LGBTの人たちへの理解増進に向けて、自民・公明両党は、超党派の議員連盟がまとめていた法案の文言を修正した法案を国会に提出しました。これに対し、立憲民主党や共産党は、修正は認められないとして、もとの法案を提出しました。
超党派の議員連盟がおととし、まとめていたLGBTの人たちへの理解を増進するための法案をめぐり、自民党は、党内の一部の反発を踏まえ「性自認を理由とする差別は許されない」という文言を「性同一性を理由とする不当な差別はあってはならない」などと修正する案をまとめ、公明党も了承しました。

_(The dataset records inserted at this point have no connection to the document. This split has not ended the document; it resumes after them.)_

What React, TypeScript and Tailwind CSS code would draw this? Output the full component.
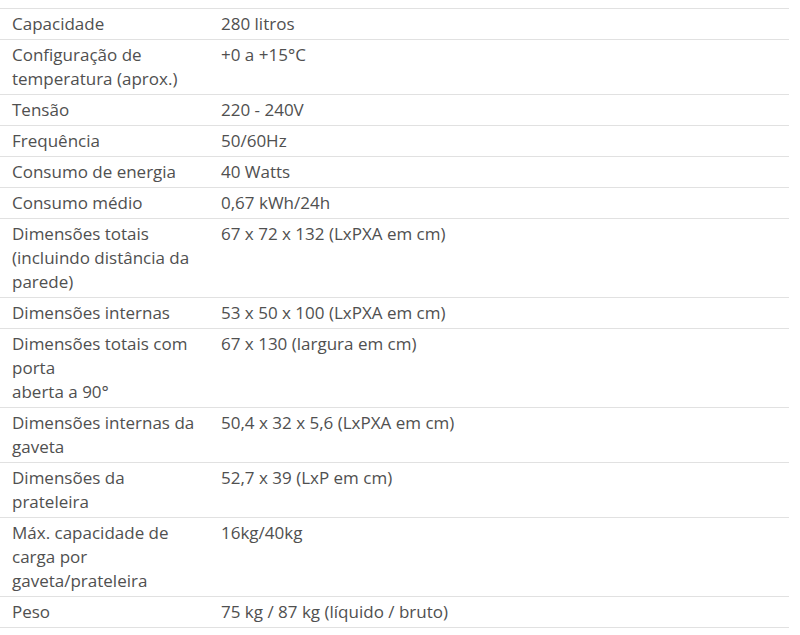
const specs: [string, string][] = [
  ["Capacidade", "280 litros"],
  ["Configuração de temperatura (aprox.)", "+0 a +15°C"],
  ["Tensão", "220 - 240V"],
  ["Frequência", "50/60Hz"],
  ["Consumo de energia", "40 Watts"],
  ["Consumo médio", "0,67 kWh/24h"],
  ["Dimensões totais (incluindo distância da parede)", "67 x 72 x 132 (LxPXA em cm)"],
  ["Dimensões internas", "53 x 50 x 100 (LxPXA em cm)"],
  ["Dimensões totais com porta\naberta a 90°", "67 x 130 (largura em cm)"],
  ["Dimensões internas da gaveta", "50,4 x 32 x 5,6 (LxPXA em cm)"],
  ["Dimensões da prateleira", "52,7 x 39 (LxP em cm)"],
  ["Máx. capacidade de carga por gaveta/prateleira", "16kg/40kg"],
  ["Peso", "75 kg / 87 kg (líquido / bruto)"],
]

export default function App() {
  return (
    <div className="bg-white w-[800px] h-[635px] pt-2" style={{ fontFamily: '"Open Sans", sans-serif' }}>
      <table className="w-[789px] border-collapse table-fixed text-[17px] leading-6 text-[#505050]">
        <colgroup>
          <col className="w-[209px]" />
          <col />
        </colgroup>
        <tbody>
          {specs.map(([label, value]) => (
            <tr key={label} className="border-y border-[#e1e1e1]">
              <td className="pl-3 pr-3 py-[3px] align-top whitespace-pre-line">{label}</td>
              <td className="pl-3 pr-3 py-[3px] align-top">{value}</td>
            </tr>
          ))}
        </tbody>
      </table>
    </div>
  )
}
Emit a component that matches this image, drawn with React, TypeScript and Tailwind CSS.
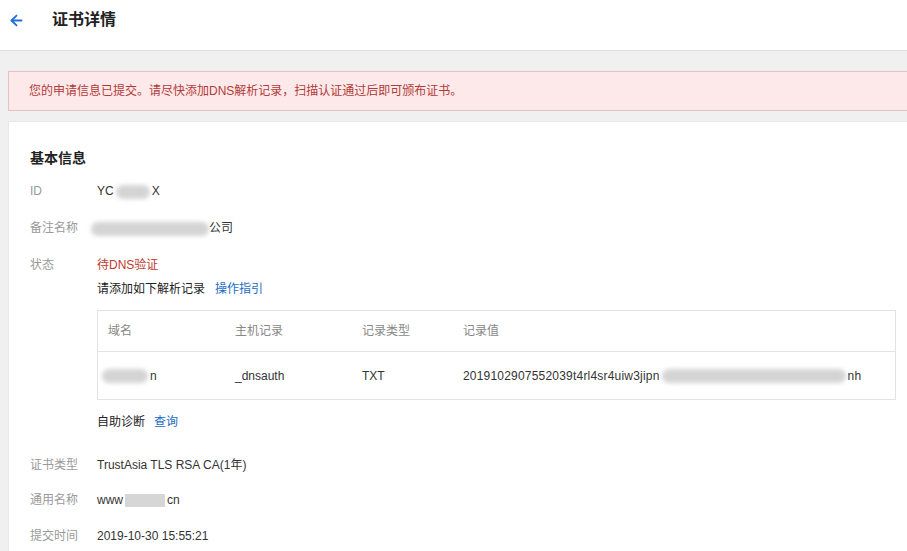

自民・公明両党は18日午後、修正した法案を衆議院に提出しました。
自民党は、提出に先立って、野党各党に対し「修正によって、法的な意味合いは変わっていない」などと説明し理解を求めましたが、法案の共同提出に応じる党はありませんでした。
法案の提出後、自民党の新藤政務調査会長代行は、記者団に対し「今の国会での成立を目指す。私たちがどのように共生し、穏やかな暮らしをつくるためにはどうしたらいいのかを、国会審議を通じて明らかにしていきたい」と述べました。
これに対し、立憲民主党や共産党などは「修正によって、法案の対象が狭まるおそれがあり、認められない」として、超党派の議員連盟がまとめたもとの法案を提出しました。
立憲民主党の大河原雅子衆議院議員は記者団に対し「法案の内容は2年前に超党派で合意しておりこれ以上待たせるわけにはいかない。LGBTの差別解消という思想や考え方を国民全員で共有したい」と述べました。
超党派の議員連盟には、自民党や公明党の議員も名を連ねており、国会で2つの法案がどのように審議され、各党の賛否がどうなるかが焦点となります。
共産党の志位委員長は、記者会見で「与党案は『性自認』を『性同一性』に置き換えていて、当事者が『性の認識を医師などの第三者によって決められてしまうのではないか』と強く批判している。超党派でまとめた法案から重大な後退がある以上、与党案に反対という立場で臨む」と述べました。
当事者団体代表 松岡宗嗣さんは
当事者の団体の代表で、差別を禁止する法律の制定などを求めてきた松岡宗嗣さんは「理解増進法という法的な根拠ができることは、さらに理解を広げていくための契機にはなり得る。ただ先月、G7の外務大臣の共同声明の中でも、性的マイノリティーの権利保護に関して世界をリードするとうたっており、修正案では肩を並べることはできない」と指摘しています。
今後については「法案にある『性自認』と『性同一性』はもとは同じ意味だが、『性同一性』という言葉で性同一性障害が前提にされ対象が狭められないようにしないといけない。理解増進法だけでは差別の被害への対処や救済ができるわけでないので、今後も具体的な議論を深めていく必要がある」と話していました。
家族法が専門 早稲田大学 棚村政行教授は
家族法が専門で、性的マイノリティーをめぐる法律に詳しい早稲田大学の棚村政行教授は「基本法・理念法なので、本当はより力強いことばではっきりメッセージを伝える必要があるが、G7サミットに合わせて提出にこぎつけられた点は第1歩で一定の評価はできる」と話しています。
今後について「この法律の基本的な精神がどこにあり何のために作るのかはっきりさせることが重要だ。性的マイノリティーの人たちを誰ひとり取り残さない多様性のある社会の実現に向け具体的に取り組んでいくことが大切であり、今後、国会での議論など成立に至るプロセスも大事に注視していく必要がある」と話しています。